Provided material:
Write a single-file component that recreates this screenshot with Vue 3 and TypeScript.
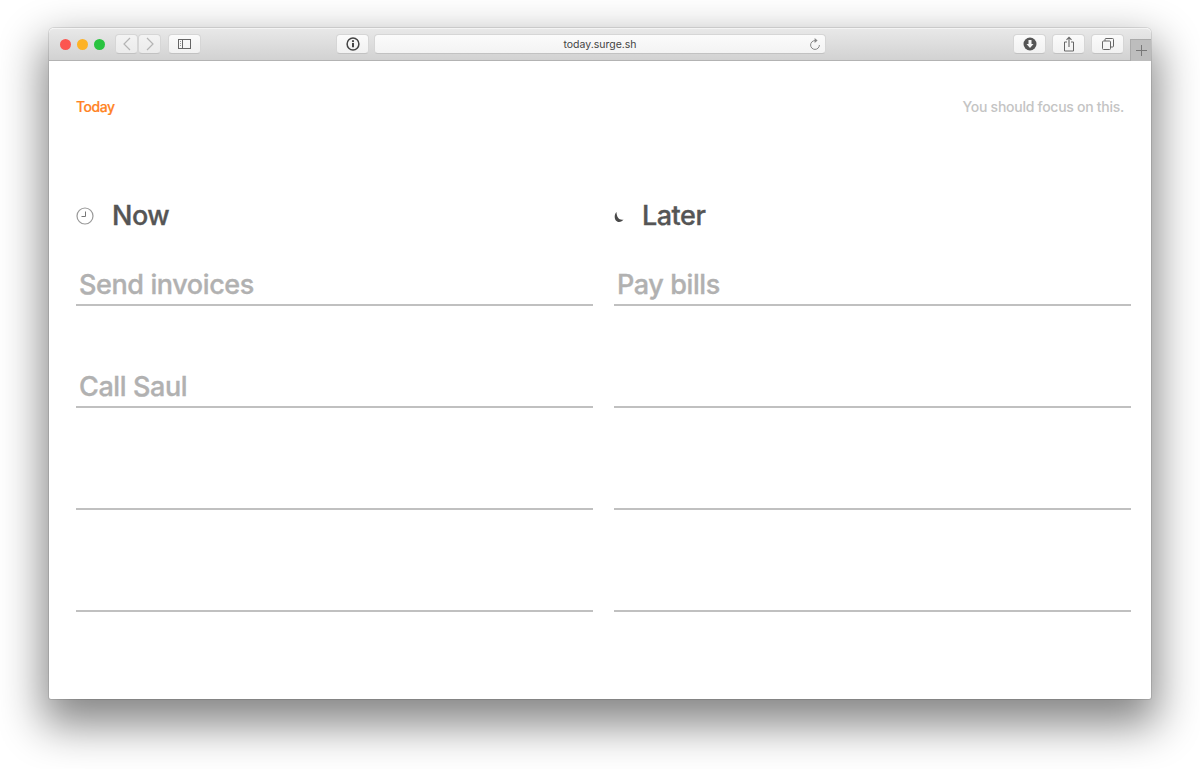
<script setup lang="ts">
const columns = [
  { title: 'Now', kind: 'now', items: ['Send invoices', 'Call Saul', '', ''] },
  { title: 'Later', kind: 'later', items: ['Pay bills', '', '', ''] },
]
</script>

<template>
  <div class="page">
    <div class="window">
      <div class="toolbar">
        <div class="left-controls">
          <div class="lights">
            <span class="light red"></span>
            <span class="light yellow"></span>
            <span class="light green"></span>
          </div>
          <div class="nav">
            <button class="btn nav-btn">
              <svg width="8" height="14" viewBox="0 0 8 14"><path d="M7 1 1 7l6 6" fill="none" stroke="#b4b4b4" stroke-width="1.2" /></svg>
            </button>
            <button class="btn nav-btn">
              <svg width="8" height="14" viewBox="0 0 8 14"><path d="m1 1 6 6-6 6" fill="none" stroke="#b4b4b4" stroke-width="1.2" /></svg>
            </button>
          </div>
          <button class="btn sidebar-btn">
            <svg width="13" height="10" viewBox="0 0 13 10"><rect x=".5" y=".5" width="12" height="9" fill="none" stroke="#666" /><path d="M4.500 0v10" stroke="#666" /><path d="M2 2.500h1M2 4.500h1M2 6.500h1" stroke="#999" /></svg>
          </button>
        </div>
        <div class="center-controls">
          <button class="btn info-btn">
            <svg width="14" height="14" viewBox="0 0 14 14"><circle cx="7" cy="7" r="5.900" fill="none" stroke="#444" stroke-width="1.500" /><circle cx="7" cy="4.200" r="1.100" fill="#444" /><path d="M7 6v4.200" stroke="#444" stroke-width="2" /></svg>
          </button>
          <div class="address">
            <span class="url">today.surge.sh</span>
            <svg class="reload" width="12" height="13" viewBox="0 0 12 13"><path d="M6 2.600a4.400 4.400 0 1 0 4.400 4.400" fill="none" stroke="#888" stroke-width="1" /><path d="M5.600 0v5l3-2.500z" fill="#888" /></svg>
          </div>
        </div>
        <div class="right-controls">
          <button class="btn tool-btn">
            <svg width="14" height="14" viewBox="0 0 14 14"><circle cx="7" cy="7" r="6.500" fill="#555" /><path d="M5.500 3h3v4h2L7 11 3.500 7h2z" fill="#f6f6f6" /></svg>
          </button>
          <button class="btn tool-btn">
            <svg width="12" height="16" viewBox="0 0 12 16"><path d="M4 6H1.500v9h9V6H8" fill="none" stroke="#666" /><path d="M6 11V1.500M3.500 3.800 6 1.300l2.500 2.500" fill="none" stroke="#666" stroke-width="1.100" /></svg>
          </button>
          <button class="btn tool-btn">
            <svg width="12" height="12" viewBox="0 0 12 12"><rect x=".5" y="3" width="8" height="8.500" rx="1" fill="none" stroke="#666" /><path d="M3 3V1.500a1 1 0 0 1 1-1h6.500a1 1 0 0 1 1 1V8a1 1 0 0 1-1 1H8.500" fill="none" stroke="#666" /></svg>
          </button>
          <div class="new-tab">
            <svg width="11" height="11" viewBox="0 0 11 11"><path d="M5.500 0v11M0 5.500h11" stroke="#777" /></svg>
          </div>
        </div>
      </div>

      <div class="content">
        <header class="app-header">
          <span class="brand">Today</span>
          <span class="tagline">You should focus on this.</span>
        </header>
        <main class="columns">
          <section v-for="col in columns" :key="col.title" class="column" :class="col.kind">
            <h2 class="heading">
              <svg v-if="col.kind === 'now'" class="icon" width="18" height="18" viewBox="0 0 18 18">
                <circle cx="9" cy="9" r="8" fill="none" stroke="#999" stroke-width="1.200" />
                <path d="M9.500 4.500v5H5.500" fill="none" stroke="#777" />
              </svg>
              <svg v-else class="icon" width="18" height="18" viewBox="0 0 18 18">
                <path d="M2.500 5C-1 9 1 15 5 15c2 0 3.500-1 4.500-2.500C6 13.500 2.500 11 2.500 5z" fill="#4a4a4a" />
              </svg>
              {{ col.title }}
            </h2>
            <div v-for="(item, i) in col.items" :key="i" class="row">{{ item }}</div>
          </section>
        </main>
      </div>
    </div>
  </div>
</template>

<style>
html,
body {
  margin: 0;
  background: #fff;
}
</style>

<style scoped>
.page {
  height: 769px;
  box-sizing: border-box;
  padding: 28px 49px 0;
  overflow: hidden;
  font-family: Inter, "Liberation Sans", sans-serif;
}
.window {
  height: 671px;
  background: #fff;
  border-radius: 5px 5px 2px 2px;
  box-shadow: 0 0 0 1px rgba(0, 0, 0, 0.1), 0 20px 44px 6px rgba(0, 0, 0, 0.48);
  display: flex;
  flex-direction: column;
}
.toolbar {
  height: 33px;
  box-sizing: border-box;
  padding-bottom: 1px;
  background: linear-gradient(#e8e8e8, #d2d2d2);
  border-top: 1px solid #f4f4f4;
  border-bottom: 1px solid #b3b3b3;
  border-radius: 5px 5px 0 0;
  display: grid;
  grid-template-columns: 287px 1fr 320px;
  align-items: center;
}
.left-controls,
.center-controls,
.right-controls {
  display: flex;
  align-items: center;
}
.left-controls {
  padding-left: 11px;
}
.lights {
  display: flex;
  gap: 6px;
  margin-right: 10px;
}
.light {
  width: 11px;
  height: 11px;
  border-radius: 50%;
}
.red { background: #fc5650; }
.yellow { background: #fdb225; }
.green { background: #29c33f; }
.btn {
  display: flex;
  align-items: center;
  justify-content: center;
  height: 20px;
  padding: 0;
  background: linear-gradient(#fbfbfb, #f1f1f1);
  border: 1px solid #d6d6d6;
  border-bottom-color: #c2c2c2;
  border-radius: 4px;
  box-sizing: border-box;
}
.nav {
  display: flex;
  margin-right: 7px;
}
.nav-btn {
  width: 23px;
  background: linear-gradient(#f3f3f3, #ebebeb);
}
.sidebar-btn {
  width: 33px;
}
.center-controls {
  gap: 5px;
}
.info-btn {
  width: 33px;
  flex: none;
}
.address {
  position: relative;
  width: 452px;
  height: 20px;
  box-sizing: border-box;
  display: flex;
  align-items: center;
  justify-content: center;
  background: linear-gradient(#fbfbfb, #f3f3f3);
  border: 1px solid #d6d6d6;
  border-bottom-color: #c2c2c2;
  border-radius: 4px;
}
.url {
  font-size: 10.5px;
  color: #444;
}
.reload {
  position: absolute;
  right: 4px;
  top: 3px;
}
.right-controls {
  justify-content: flex-end;
  gap: 6px;
  position: relative;
  padding-right: 27px;
}
.tool-btn {
  width: 33px;
}
.new-tab {
  position: absolute;
  right: 0;
  top: 5px;
  width: 21px;
  height: 22px;
  background: #bdbdbd;
  border-left: 1px solid #aaa;
  border-top: 1px solid #aaa;
  box-sizing: border-box;
  display: flex;
  align-items: center;
  justify-content: center;
}
.content {
  flex: 1;
  padding: 0 20px 0 27px;
}
.app-header {
  display: flex;
  justify-content: space-between;
  align-items: center;
  height: 20px;
  margin-top: 35px;
  padding-right: 7px;
  font-size: 14px;
}
.brand {
  color: #ff8324;
  font-weight: 500;
  letter-spacing: -0.5px;
  -webkit-text-stroke: 0.2px #ff8324;
}
.tagline {
  color: #c4c4c4;
  font-weight: 500;
  letter-spacing: -0.27px;
}
.columns {
  display: grid;
  grid-template-columns: 517px 517px;
  column-gap: 21px;
  margin-top: 80px;
}
.heading {
  display: flex;
  align-items: center;
  height: 38px;
  margin: 0;
  font-size: 27px;
  font-weight: 500;
  color: #555;
  letter-spacing: -0.5px;
  -webkit-text-stroke: 0.35px #555;
}
.icon {
  flex: none;
  margin-top: 2px;
}
.now .icon {
  margin-right: 18px;
}
.later .icon {
  margin-right: 10px;
}
.row {
  box-sizing: border-box;
  height: 102px;
  display: flex;
  align-items: flex-end;
  padding: 0 0 1px 3px;
  line-height: 40px;
  font-size: 27px;
  font-weight: 500;
  color: #b1b1b1;
  letter-spacing: -0.4px;
  -webkit-text-stroke: 0.35px #b1b1b1;
  position: relative;
}
.row::after {
  content: "";
  position: absolute;
  left: 0;
  right: 0;
  bottom: 0;
  height: 2px;
  background: #c0c0c0;
}
.row:first-of-type {
  height: 72px;
}
</style>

What is needed: Find every line that has "this" in it, then return those lines.

Response to the exercise:
Write a single-file component that recreates this screenshot with Vue 3 and TypeScript.
          <span class="tagline">You should focus on this.</span>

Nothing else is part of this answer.